A few people, of course, will have serious health complications rather than just missed workdays. That is a problem. But the risk of a potentially life-threatening reaction to the smallpox vaccine is between 14 and 52 per million inoculations, according to the Department of Health and Human Services, and the odds of death are one to two per million. By comparison, the chance of dying behind the wheel of a car is about 24 per million drivers per year. In other words, the fatality risk you would assume by taking the smallpox vaccine is about a 10th the risk you assume by driving around, and the reason for being vaccinated seems somewhat more compelling than, say, the need for a Slurpee.
"The real problem is that nonvolunteers can also be infected by the vaccine virus and can be crippled or killed." This is the reservation that thoughtful public health officials voice most often. As The Post reports, "Physicians said their main concern is for patients and family members who might inadvertently be infected by the live-virus vaccine."
The site of the smallpox inoculation on the body can shed vaccinia virus, which, if it infects someone who has a compromised immune system -- say, an HIV or cancer patient -- can kill in a horrible way. In an interview, John Neff, a pediatrician and infectious-disease specialist at the University of Washington School of Medicine, told me, "If I were to go out and get vaccinated for myself, and I inadvertently infect my spouse or someone I didn't even know had an immune problem, and that person died, I've done a terrible thing." Moreover, even one such case in the national headlines could cause a backlash against not only smallpox vaccination but against vaccines generally.

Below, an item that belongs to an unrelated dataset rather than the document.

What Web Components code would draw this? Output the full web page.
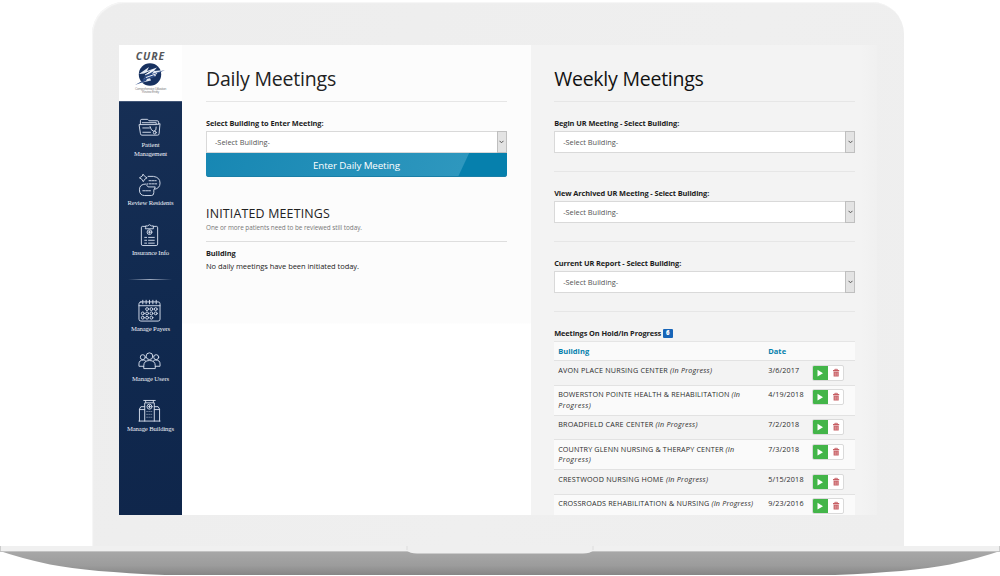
<!DOCTYPE html>
<html lang="en"><head><meta charset="utf-8"><title>CURE Meetings</title>
<style>html,body{margin:0;width:1000px;height:576px;overflow:hidden;background:#fff;font-family:"Open Sans",sans-serif}</style></head>
<body><cure-laptop></cure-laptop>
<script>
const define = (name, html, setup) => customElements.define(name, class extends HTMLElement {
  connectedCallback() {
    if (this.shadowRoot) return;
    const root = this.attachShadow({mode: 'open'});
    root.innerHTML = typeof html === 'function' ? html(this) : html;
    if (setup) setup(this, root);
  }
});

// A single line whose tracking is adjusted to fill the width in "w".
define('fit-text', '<style>:host{display:inline-block;white-space:pre;vertical-align:top}span{display:inline-block}</style><span><slot></slot></span>', (el, root) => {
  const w = +el.getAttribute('w'), s = root.querySelector('span');
  const n = el.textContent.length;
  s.style.letterSpacing = ((w - s.getBoundingClientRect().width) / n) + 'px';
});

const icons = {
  patient: '<path d="M2.500 9V5.500Q2.500 4 4 4H10L11.500 5.500H20Q21.500 5.500 21.500 7V9"/><path d="M4.500 7.500H19V9"/><path d="M1.500 9.500H19L23 8.500L22 19Q22 20.500 20.500 20.500H4Q2.500 20.500 2.500 19Z"/><path d="M5 13H12M5 17.500H13"/><path d="M12.500 11.500Q13.500 16 16.500 16.500Q19.500 16 19 12"/><circle cx="17.500" cy="17.800" r="1.500"/>',
  review: '<path d="M10.500 3H16Q23 4 23 10Q23 15.500 17 16.500L18 14H10.500Q8.500 13 9.500 10.500"/><path d="M5.500 1L7 3L9.500 4.500L7 6L5.500 8.500L4 6L1.500 4.500L4 3Z"/><path d="M8 11Q1.500 11 1.500 17Q1.500 23 7 23H14Q16.500 23 16.500 20V17"/><path d="M11.500 7.500H19M11.500 10.800H19.500M5 18H13" stroke-dasharray="2 1"/>',
  insurance: '<path d="M8 3H4.500Q3.500 3 3.500 4.500V21.500Q3.500 23 5 23H19Q20.500 23 20.500 21.500V4.500Q20.500 3 19.500 3H16"/><path d="M8 4V2.500H10Q12 0 14 2.500H16V5.500H8Z"/><circle cx="12" cy="9" r="2.500"/><path d="M12 7.800V10.200M10.800 9H13.200"/><path d="M7 14.500H9M11 14.500H17M7 17.500H9M11 17.500H17M7 20.500H9M11 20.500H17"/>',
  payers: '<rect x="1" y="2.500" width="22" height="20" rx="2"/><path d="M1 6.500H23M5 .8V4.500M8.500 .8V4.500M12 .8V4.500M15.500 .8V4.500M19 .8V4.500"/>' + [[9.5,10],[14,10],[18.5,10],[5,14.500],[9.500,14.500],[14,14.500],[18.5,14.500],[5,19],[9.500,19],[14,19]].map(p => `<circle cx="${p[0]}" cy="${p[1]}" r="1.5"/>`).join(''),
  users: '<g transform="translate(0 -1)"><circle cx="12" cy="8" r="3.500"/><circle cx="5" cy="9" r="2.600"/><circle cx="19" cy="9" r="2.600"/><path d="M6 20.500V18Q6 12.500 12 12.500Q18 12.500 18 18V20.500ZM6 18.500H1V16Q1 12 5.500 12Q7 12 8 13M18 18.500H23V16Q23 12 18.500 12Q17 12 16 13"/></g>',
  buildings: '<path d="M7 22.500V3.500H17V22.500M6 1H18M8 1V3M16 1V3M1.500 22.500V10L3 7.500H7M17 7.500H21L22.500 10V22.500M1 22.500H23M1.500 10.500H7M17 10.500H22.500"/><circle cx="12" cy="7.500" r="2.600"/><path d="M12 6.300V8.700M10.800 7.500H13.200"/><path d="M9 12.500H15M9 15.500H15M9 18.500H15" stroke-dasharray="1 1.200" opacity=".5"/>'
};
define('nav-item', el => `<style>:host{display:flex;flex-direction:column;align-items:center;height:34px;color:#eef1f8;font:6.700px/8.600px "Liberation Serif",serif;text-align:center}
svg{width:23px;height:24px;margin:0 1px 2px 0;fill:none;stroke:#d3dbea;stroke-width:1;stroke-linecap:round;flex:none}</style>
<svg viewBox="0 0 24 24">${icons[el.getAttribute('icon')]}</svg><slot></slot>`);

define('cure-logo', `<style>:host{display:flex;flex-direction:column;align-items:center;height:56px;background:#fff;box-sizing:border-box;padding-top:6px;font-family:"Liberation Sans",sans-serif}
b{font:italic bold 10.500px/11px "Open Sans","Liberation Sans",sans-serif;color:#55575b}svg{display:block;width:32px;height:24px;margin-top:0}
small{display:flex;flex-direction:column;align-items:center;font-size:3.300px;line-height:3.300px;color:#888;margin-top:2px}</style>
<b><fit-text w="29.500">CURE</fit-text></b>
<svg viewBox="0 0 32 24"><circle cx="16" cy="12.500" r="11.200" fill="#173160"/><path d="M5 12L15 5L13 9L23 5.500L20 9L31 8L21 12L22 14L16 16L17 18.500L4 21.500L12 17.500L9.500 16.500L16 13L12 12.500L17 8.500L10 11.500Z" fill="#e3e9f3"/><path d="M1 20.500L11 15.500L10 14.500L20 9L18 12L31 8L20 13L21 15L13 17L12 19L1 23L9 18.500L8.500 17.500L14 14L5 18.500Z" fill="#2b4a84"/><path d="M11 13L20 7.500M12 15.500L23 11.500" stroke="#fff" stroke-width=".9"/></svg>
<small><fit-text w="31">Comprehensive Utilization</fit-text><fit-text w="17">Review Entity</fit-text></small>`);

define('side-bar', `<style>:host{display:flex;flex-direction:column;width:63px;background:linear-gradient(170deg,#183056,#10294f 60%,#0f264b)}
nav{display:flex;flex-direction:column;padding-top:14px;box-shadow:inset 0 1px #435778}
nav>*{margin-bottom:16px}.first{height:42px}hr{width:44px;height:1px;border:0;margin:6px auto 19px;background:linear-gradient(90deg,transparent,#9fabc0,transparent)}</style>
<cure-logo></cure-logo><nav>
<nav-item class="first" icon="patient"><fit-text w="18">Patient</fit-text><fit-text w="33">Management</fit-text></nav-item>
<nav-item icon="review"><fit-text w="46">Review Residents</fit-text></nav-item>
<nav-item icon="insurance"><fit-text w="37">Insurance Info</fit-text></nav-item>
<hr>
<nav-item icon="payers"><fit-text w="39">Manage Payers</fit-text></nav-item>
<nav-item icon="users"><fit-text w="37">Manage Users</fit-text></nav-item>
<nav-item icon="buildings"><fit-text w="47">Manage Buildings</fit-text></nav-item></nav>`);

define('panel-title', `<style>:host{display:block;height:57px;box-sizing:border-box;border-bottom:1px solid #e6e6e6;padding-top:20px;font-size:19.500px;line-height:27px;color:#222}</style><slot></slot>`);

define('select-field', el => `<style>:host{display:block}label{display:block;font:bold 7.400px/11px "Open Sans",sans-serif;color:#1c1c1c;height:13px}
.box{display:flex;height:22px;box-sizing:border-box;background:#fff;border:1px solid #d9d9d9;font-size:7.400px;line-height:20px;color:#555;padding-left:8px;justify-content:space-between}
i{display:flex;align-items:center;justify-content:center;width:8px;background:#e3e3e3;border:1px solid #bfbfbf;margin:-1px}svg{width:5px;height:4px;fill:none;stroke:#555}</style>
<label><fit-text w="${el.getAttribute('w')}">${el.getAttribute('label')}</fit-text></label>
<div class="box"><fit-text w="55">-Select Building-</fit-text><i><svg viewBox="0 0 5 4"><path d="M.5 .8L2.500 2.800L4.500 .8"/></svg></i></div>`);

define('daily-panel', `<style>:host{display:block;box-sizing:border-box;width:349px;padding:0 24px;background:linear-gradient(#fcfcfc 278px,#fff 279px);color:#222}
select-field{margin-top:16px}button{display:block;width:301px;height:24px;padding:1px 0 0;border:0;border-radius:0 0 3px 3px;font:9.800px/23px "Open Sans",sans-serif;color:#fff;background:linear-gradient(115deg,#1787b3 0,#2e97be 238px,#0680ad 239px);box-shadow:inset 0 -1px #1a7fa7}
h2{margin:29px 0 0;font-weight:400;font-size:12.400px;line-height:15px}p{margin:0;color:#777;font-size:6.400px;line-height:13px;height:20px;border-bottom:1px solid #dedede}
h3{margin:6px 0 0;font-size:7.400px;line-height:11px}.none{font-size:7.500px;line-height:13px;margin-top:1px}</style>
<panel-title><fit-text w="130">Daily Meetings</fit-text></panel-title>
<select-field w="117.5" label="Select Building to Enter Meeting:"></select-field>
<button><fit-text w="87">Enter Daily Meeting</fit-text></button>
<h2><fit-text w="124">INITIATED MEETINGS</fit-text></h2><p><fit-text w="156">One or more patients need to be reviewed still today.</fit-text></p>
<h3><fit-text w="29.5">Building</fit-text></h3><div class="none"><fit-text w="153">No daily meetings have been initiated today.</fit-text></div>`);

define('meeting-row', el => `<style>:host{display:grid;grid-template-columns:210px 43.500px 32px;box-sizing:border-box;height:${el.getAttribute('h')}px;padding-left:4px;border-top:1px solid #e2e2e2;font-size:7.200px;line-height:10.500px;color:#2c2c2c;background:var(--row)}
.name,.date{padding-top:3.500px}.actions{display:flex;margin-top:3.500px;height:16px;width:32px;box-sizing:border-box;border:1px solid #dadada;border-radius:2px;overflow:hidden;background:#fff}
svg{display:block;width:16px;height:16px;margin:-1px 0 0 -1px;flex:none}svg+svg{margin-left:0}</style>
<div class="name"><slot></slot></div><div class="date"><fit-text w="${el.getAttribute('dw')}">${el.getAttribute('date')}</fit-text></div>
<div class="actions"><svg viewBox="0 0 16 16"><path d="M0 0H16V16H0Z" fill="#43b549"/><path d="M5.500 4.800L11 8.200L5.500 11.600Z" fill="#fff"/></svg>
<svg viewBox="0 0 16 16"><path d="M6.800 5V4.300H9.400V5" fill="none" stroke="#c15359" stroke-width=".8"/><path d="M5 5H11.200V6.300H5ZM5.600 6.800H10.700V11.500H5.600Z" fill="#c75e63"/><path d="M7.200 7.500V10.800M9.100 7.500V10.800" stroke="#f3cfd0" stroke-width=".6"/></svg></div>`);

define('weekly-panel', `<style>:host{display:block;box-sizing:border-box;width:346px;height:470px;overflow:hidden;padding:0 22px 0 23.200px;background:linear-gradient(90deg,#f3f3f3 330px,#f0f0f0);color:#222}
panel-title{color:#111;width:301px}section{width:301px;height:70px;box-sizing:border-box;padding-top:16px;border-bottom:1px solid #e6e6e6}
.held{display:flex;align-items:center;height:28.500px;box-sizing:border-box;padding-top:13.500px;font:bold 7.400px/11px "Open Sans",sans-serif}
.held b{width:10px;height:9px;margin-left:1.500px;border-radius:1px;background:#1765b8;color:#fff;font-size:6px;line-height:9px;text-align:center}
.head{display:grid;grid-template-columns:210px 1fr;width:301px;height:19.500px;box-sizing:border-box;padding-left:4px;border-top:1px solid #e5e5e5;background:#fafafa;color:#0580ad;font:bold 7.500px/18px "Open Sans",sans-serif}
meeting-row{width:301px;--row:#f3f3f3}meeting-row.alt{--row:#fafafa}</style>
<panel-title><fit-text w="149.5">Weekly Meetings</fit-text></panel-title>
<section><select-field w="125" label="Begin UR Meeting - Select Building:"></select-field></section>
<section><select-field w="155" label="View Archived UR Meeting - Select Building:"></select-field></section>
<section><select-field w="127" label="Current UR Report - Select Building:"></select-field></section>
<div class="held"><fit-text w="107">Meetings On Hold/In Progress</fit-text><b>6</b></div>
<div class="head"><fit-text w="31">Building</fit-text><fit-text w="18">Date</fit-text></div>
<meeting-row h="24.5" date="3/6/2017" dw="31"><fit-text w="154">AVON PLACE NURSING CENTER <i>(In Progress)</i></fit-text></meeting-row>
<meeting-row class="alt" h="30" date="4/19/2018" dw="35.500"><fit-text w="182">BOWERSTON POINTE HEALTH &amp; REHABILITATION <i>(In</i></fit-text><br><fit-text w="33"><i>Progress)</i></fit-text></meeting-row>
<meeting-row h="24.500" date="7/2/2018" dw="31"><fit-text w="139.500">BROADFIELD CARE CENTER <i>(In Progress)</i></fit-text></meeting-row>
<meeting-row class="alt" h="30" date="7/3/2018" dw="31"><fit-text w="176">COUNTRY GLENN NURSING &amp; THERAPY CENTER <i>(In</i></fit-text><br><fit-text w="33"><i>Progress)</i></fit-text></meeting-row>
<meeting-row h="24.500" date="5/15/2018" dw="35.500"><fit-text w="150">CRESTWOOD NURSING HOME <i>(In Progress)</i></fit-text></meeting-row>
<meeting-row class="alt" h="24" date="9/23/2016" dw="35.500"><fit-text w="195">CROSSROADS REHABILITATION &amp; NURSING <i>(In Progress)</i></fit-text></meeting-row>`);

define('laptop-base', `<style>:host{display:block;height:30px}svg{display:block}</style>
<svg width="1000" height="30" viewBox="0 0 1000 30"><defs><linearGradient id="g" x2="0" y2="1"><stop stop-color="#a8a8a8"/><stop offset=".6" stop-color="#9c9c9c"/><stop offset="1" stop-color="#868686"/></linearGradient></defs>
<path d="M0 5Q20 12 50 18.500Q90 26 165 29H835Q910 26 950 18.500Q980 12 1000 5Z" fill="url(#g)"/>
<path d="M0 0H1000V5L998 6H2L0 5Z" fill="#f0f0f0"/><path d="M0 5.500H1000" stroke="#c2c2c2"/><path d="M0 0V5M1000 0V5" stroke="#ccc" stroke-width="2"/>
<path d="M406 0H594V4Q590 7.500 583 7.500H417Q410 7.500 406 4Z" fill="#efefef"/><path d="M407 0V4M593 0V4" stroke="#ddd"/></svg>`);

define('cure-laptop', `<style>:host{display:block;padding-top:2px;width:1000px;height:574px}
.lid{box-sizing:border-box;width:812px;height:544px;margin-left:92.200px;padding:43px 0 0 26.800px;border-radius:32px 32px 0 0;background:linear-gradient(120deg,#ededed,#efefef 60%,#eee);box-shadow:inset 1px 1px 1px #f7f7f7}
.screen{display:flex;width:758px;height:470px;overflow:hidden}</style>
<div class="lid"><div class="screen"><side-bar></side-bar><daily-panel></daily-panel><weekly-panel></weekly-panel></div></div><laptop-base></laptop-base>`);
</script></body></html>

It is proper to be concerned about this problem. But it is not proper to be paralyzed by it. Working from data that Neff and three of his colleagues recently published in the Journal of the American Medical Association, I figure the odds of dying from "contact vaccinia," as it's called, at two to four per 10 million inoculations. In 2001, by way of comparison, every 10 million licensed drivers caused the deaths of about 300 pedestrians and other nonriders -- people who had not voluntarily assumed the risk of getting into an automobile.
Notice, please, that driving a car is on the order of 100 times more likely to kill a bystander than is getting a smallpox inoculation. Yet we do not prohibit driving. Nor do we even discourage it. Nor do we run a national compensation program for pedestrians injured by automobiles. Rather, we recognize that a sensible society puts up with certain small risks in the pursuit of larger goals.
So the people who are foot-dragging on smallpox vaccination are really people who are asking this: "Should Americans be expected to assume a mild inconvenience or a minuscule risk in order to help secure their nation against a fearsome attack?" A country, or a government, that fails to answer that question very clearly in the affirmative is either neurotic about risk or unserious about terrorism. Or both.